Flogging Brooks: an Addendum
OK, OK, dead horse alert. Here's a follow-up to my post last week on David Brooks's bizarre reading of Rousseau and Hobbes, a reading driven more by identity-crisis angst and wingnut cliche than coherent analysis. Brooks tried to blame American optimism about the possibilities of remaking Iraq on Rousseau and the hippies, while suggesting that sage conservatives, endowed with a "tragic" sense, needed to reclaim a little Hobbesian cynicism. In his self-congratulatory haze, Brooks never paused to admit who it was that actually invaded and who it was that protested, recognizing on some level that such an admission would surely explode his argument into bits. Brooks, conservative punditry's very own suicide bomber.
In my earlier critique, however, I left out a salient point. If you actually read Rousseau and Hobbes, it isn't hard to figure out which one would be more likely to endorse a hubristic Iraq invasion: Hobbes, hands down.
Recall that, for Hobbes, international relations is an ongoing "state of nature" since there is no common authority above nations to secure the peace. And Hobbes makes it very clear that in the state of nature, you have a right to kill anyone (or attack any nation) you deem a potential threat. He's not just talking self-defense or "pre-emptive" war, he's talking "preventive" war in the Bushie sense. As Hobbes writes in Leviathan's pivotal Ch. 13, "And from this diffidence of one another, there is no way for any man to secure himselfe, so reasonable, as Anticipation; that is, by force, or wiles, to master the persons of all men he can, so long, till he see no other power great enough to endanger him" (1985, 184).

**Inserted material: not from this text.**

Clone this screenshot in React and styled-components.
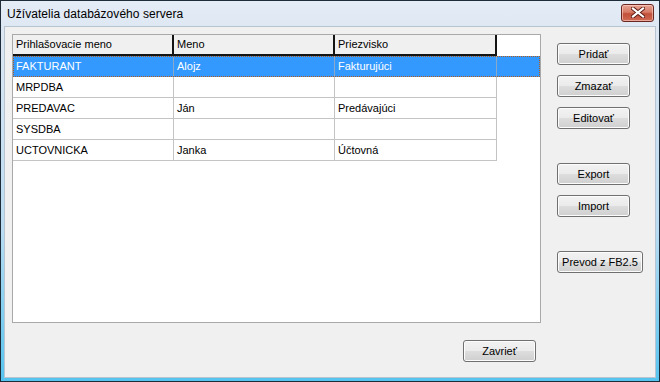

The contrast with Rousseau is striking. In the Dedicatory Epistle to the city of Geneva that opens his Second Discourse, the supposedly Pollyanna Switzer writes:
I would not have wished to live in a newly instituted republic, however good its laws might be, for fear that. . . the State would be subject to be disturbed and destroyed almost from its birth. For freedom is like those solid and rich foods or those hearty wines, which are proper to nourish and fortify robust constitutions habituated to them, but which overpower, ruin, and intoxicate the weak and delicate who are unsuited to them. Once people are accustomed to masters, they are no longer able to do without them. If they try to shake off the yoke, they move all the farther away from freedom because, mistaking for freedom an unbridled license which is its opposite, their revolutions almost always deliver them to seducers who only make their chains heavier (1964, 80).
Sounds like a good summary of post-invasion Iraq. So democratic populism owns a lot better "tragic" sense than does authoritarian individualism, even if you look back three centuries. I'm starting to think that "conservative intelligencia" is an oxymoron.